人間って、好きな人・大切な人・大好きな仲間たちが見ているから一層頑張らないといけないって気負っちゃう生き物じゃないですか。ステージに出るまで僕もそうでした。応援してくださる方の前で久しぶりに歌うことへの不安もありましたね。ただ、ステージに立った瞬間、「あっ、僕はこの場では自然でいいんだ」と思えました。ステージから客席を見渡すと、みなさんの笑顔が輝いていたんです。そのおかげで、自分のなかで渦巻いている余計なものはすべて手放していいという気持ちで歌えました。裏側で支えて下さったみんなも含めて、蒼井翔太に関わるすべての人たちがハッピーになれたツアーだった気がします。

●歌うきっかけは「今の自分じゃダメだ」と思ったから

──蒼井さんは役者として活動する以前からアーティストとして歌を届けていました。もともとアーティストとして活動したいという思いは強かったんですか?

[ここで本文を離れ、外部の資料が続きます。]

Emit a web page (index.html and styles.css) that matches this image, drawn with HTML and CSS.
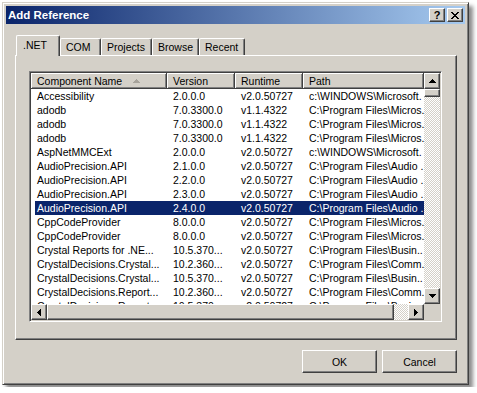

小さい頃はこの声がコンプレックスだったんですよ。頭のなかで響く自分の声が嫌いで、外にもあんまり出ない少年でした。家族にもすごく不安を与えていたと思います。それでも、音楽を聞くのは好きだったんです。音楽が僕と世界をつなぎとめてくれていました。

──蒼井さんにとって音楽は大きな存在なんですね。

はい。歌おうと思ったきっかけは、「今のままの自分じゃダメだ」って思ったから。父も母も勇敢で、いつも僕に大きな背中を見せてくれました。それでもある日、母親がふと不安を口にしている姿をたまたま見てしまったんです。僕が見てこなかったものを見てしまい、「一歩踏み出さないといけない」と子供ながらに感じて。何をすればいいのかよく分からなかったですが、まずは「とにかく度胸試しだ」と思い、地元の夏祭りのカラオケ大会に出場しました。

──カラオケ大会!

大会に出ようと決める前、学生時代に唯一心の許せる友達がカラオケに行こうと僕を連れ出してくれたんです。人前で歌うのは好きではありませんでしたが、お金を払ったのに歌わないのはもったいないなと思って(笑)。それで友達の前で歌ったら、「いい声じゃん」って言ってくれたんです。そこで僕のなかに雷が落ちました。あの言葉があったから、カラオケ大会に出場することにも踏み出せました。その後、全国大会にも進出して東京で歌うことになったんです。

──すごい!

全国大会では誰一人として僕のことを知らない状態。それでも、歌い終わったあとにあたたかい拍手をくれました。そのときに2回目の雷がドーンと自分のなかに落ちてきて。これがきっかけで僕は「もっと歌いたい」と思うようになったんですよね。

──先ほどのライブの話もそうですが、蒼井さんは誰かに求められることで「やってみたい」という活力を得ることが多いのかもしれないですね。

みなさんからの拍手や応援の声が届くと「僕は今ここにいる」「自分が生きている」と感じるんですよ。今では音楽・歌・自分の声が僕の命と言っても過言ではないものになっています。